Minimizing Cloud Costs
Initially, migrating to the cloud was not only risky, it was expensive. In addition to thesecond generation streamlining the process, it provides a scalable approach. Oracle has three rate structures:
-
Pay as You Go – This allows resources provisioning on-demand without any initial commitment and no minimum service requirements. This means customers only pay for what they use.
-
Universal Credits – Customers make a monthly commitment to specific services and receive discounts for those services. This makes it easier to budget the monthly cost and provides the flexibility to change products and regions as needed.
-
Bring Your Own License – Customers with Oracle licenses can move them to the cloud, getting the lowest total ownership cost.
Early versions of the cloud infrastructure tended to lock customers into a single solution. While Oracle made significant changes to its first cloud system, the second generation allows for scalability both up and down based on the chosen pay structure.
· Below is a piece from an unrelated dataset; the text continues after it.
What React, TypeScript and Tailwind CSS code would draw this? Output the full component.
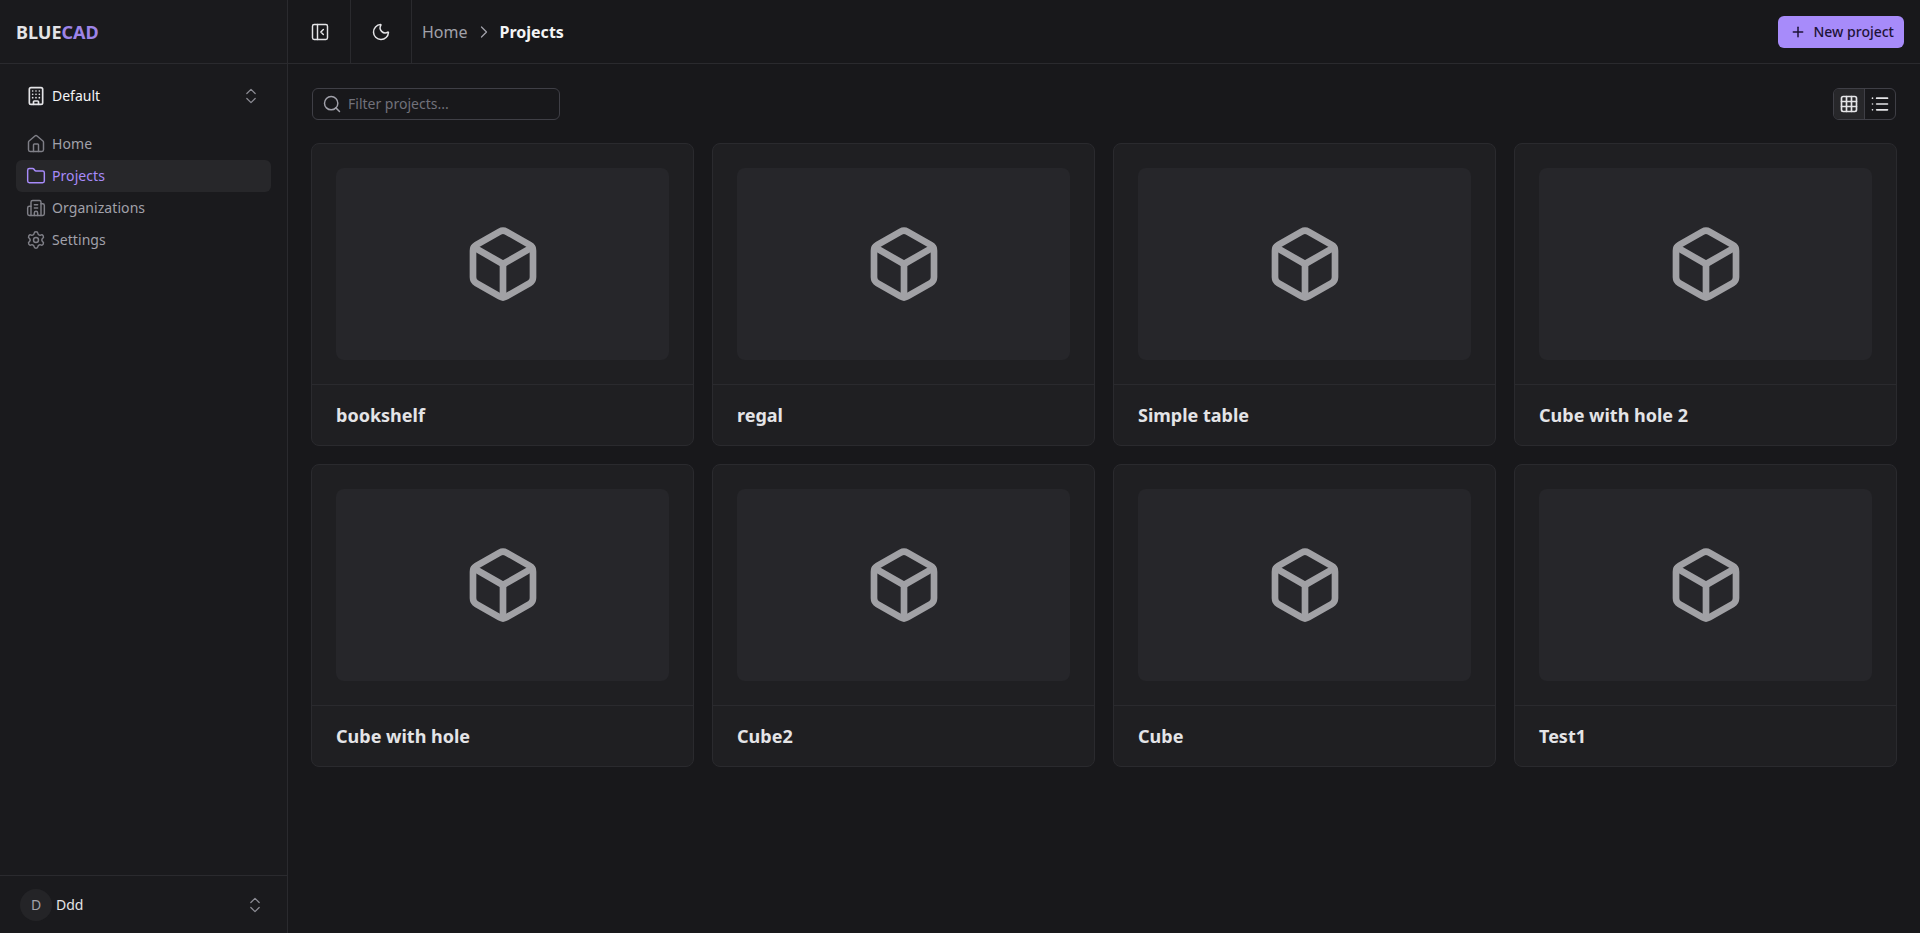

With improved transparency, it is equally important to be able to scale down services or infrastructure aspects that are no longer required or don’t require as much use.
A Dedication to Openness
Oracle has always had a significant presence in the open-source realm, and they have continued that with their cloud infrastructure. One of the primary benefits of moving to the cloud is how open and flexible it is, and Oracle values what open source software has to offer. As a member of the Cloud Native Computing Foundation, Oracle wants to ensure companies are able to develop their own standards, such as Helm, Kubernetes, and Terraform.
Oracle has kits available to help companies develop their cloud space. To give customers the right solution, Oracle’s cloud infrastructure can be tailored for one of three frameworks:
-
A public cloud system
-
A hybrid cloud system
-
An on-premises system
Open standards are what allow customers to implement their existing tools, scale based on need, and adjust workloads based on the changing needs.